Despite the added complexity, we settled on this as our final model.

Integrating the predicted conversion probabilities

After doing some more testing, and scaling up the model to work with all the live data, we integrated its predictions into the company’s CRM. Now, their customer support personnel could not only see all the people on a free trial, they could see a predicted probability of converting beside their name.

They were also now able to sort their 'free trial leads' view by the probability of conversion, targeting those high-value leads first to make sure that they weren't running into small issues that might keep them from converting. Low-value leads who simply wanted to use the free product once were at the bottom of the list, and didn't take up any of their time.

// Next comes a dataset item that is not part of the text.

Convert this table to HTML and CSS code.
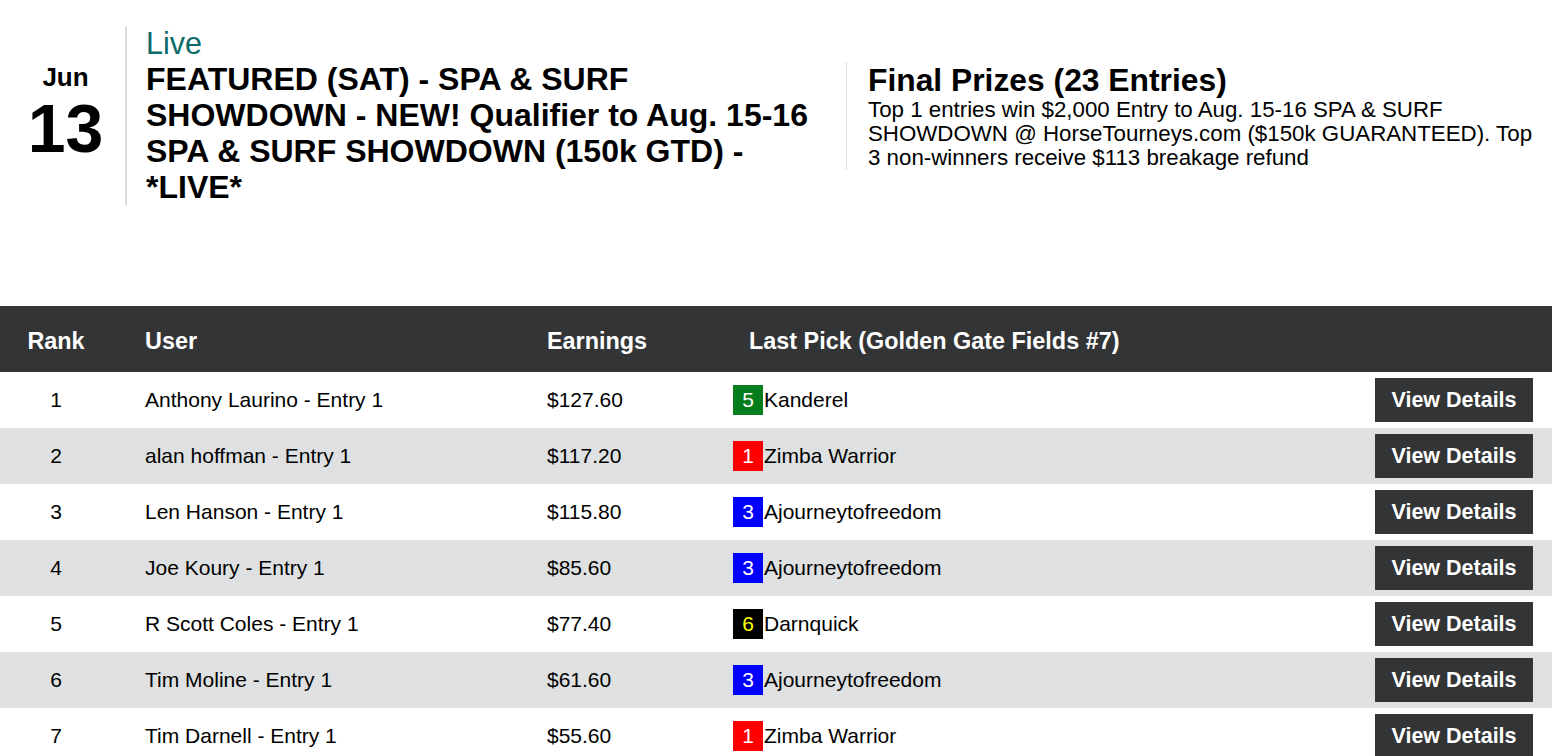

All of our work had boiled down to a single metric in a CRM. But this little metric had a huge impact on the company: they were able to downsize their customer support personnel to their previous levels, while continuing to drive their conversion rate upward to its now-stable rate of around 7.4%.

We see this not only as a big success for our client, but also a great demonstration of the important roles that data science, machine learning, and prediction can play even in relatively small businesses.